Schmidt denied that Google games its search results to bump its own products up the rankings list. But he defended the company's practice of often providing direct answers to consumer queries from its own database, rather than directing them to external websites.
'If we know the answer it's better for the consumer to answer the question so they don't have to click anywhere,' he said.
He said he was 'not aware of any strange boosts or biases' that would favour Google.
That assertion was questioned by Senator Richard Blumenthal.
'You run the racetrack. You own the racetrack. For a long time, you didn't have any horses,' Blumenthal said. 'Now you have horses ... and your horses seem to be winning.'
Schmidt's position was also disputed by other witnesses at the hearing.
'Google doesn't play fair,' charged Jeffrey Katz, CEO of shopping comparison site Nextag, who claimed that Google favoured its own sites in search results at the expense of competitors.

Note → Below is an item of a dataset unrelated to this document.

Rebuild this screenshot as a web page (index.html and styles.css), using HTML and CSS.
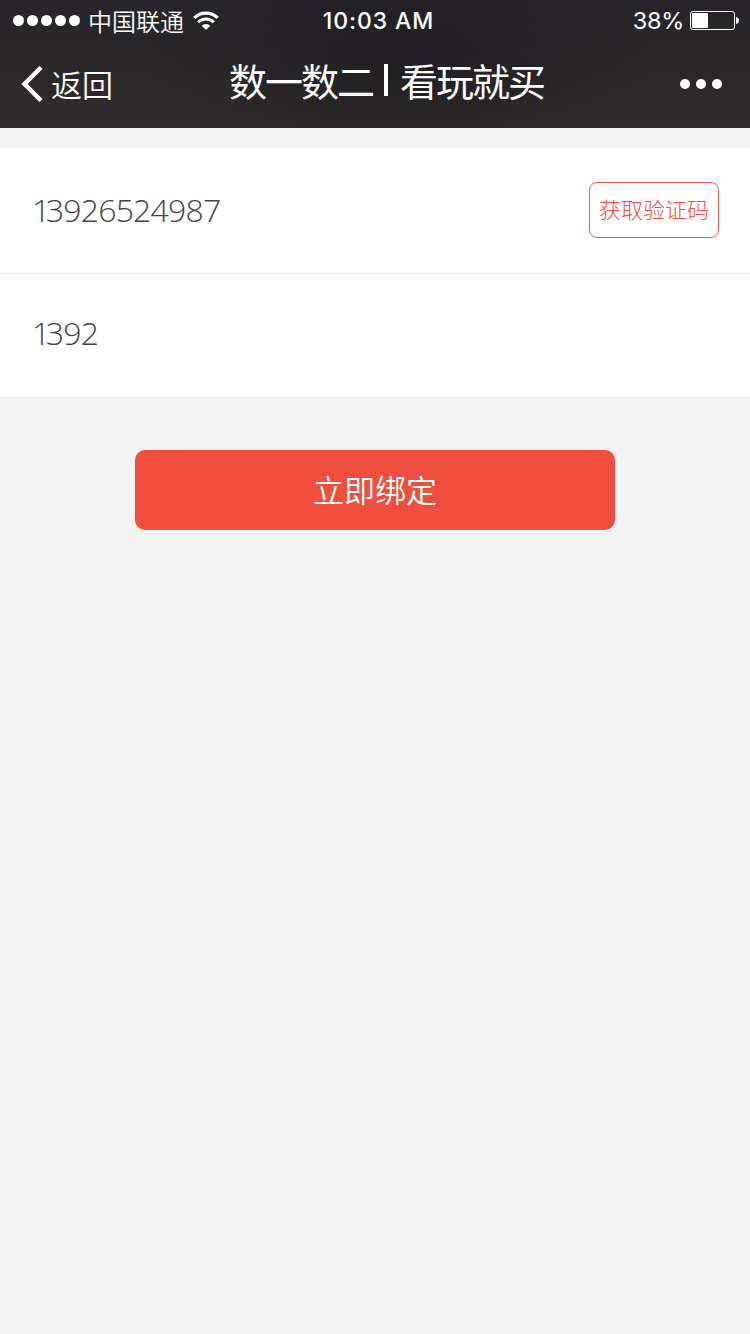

'Google rigs its results, biasing in favor of Google Shopping and against competitors like us,' he said in written testimony. 'As a result, Nextag's access is more and more discriminated against. Not because our service has gotten worse ... but because we compete with Google where it matters most, for very lucrative shopping users.'
Jeremy Stoppelman, the CEO of local ratings site Yelp, said that as Google began to expand its own sites it had discriminated against possible competitors. He told the hearing that Google had wanted to use Yelp's ratings on its own search results and that when Yelp refused, it threatened to stop indexing Yelp altogether.
'Google is no longer in the business of sending people to the best sources of information on the web. It now hopes to be a destination site itself,' he said.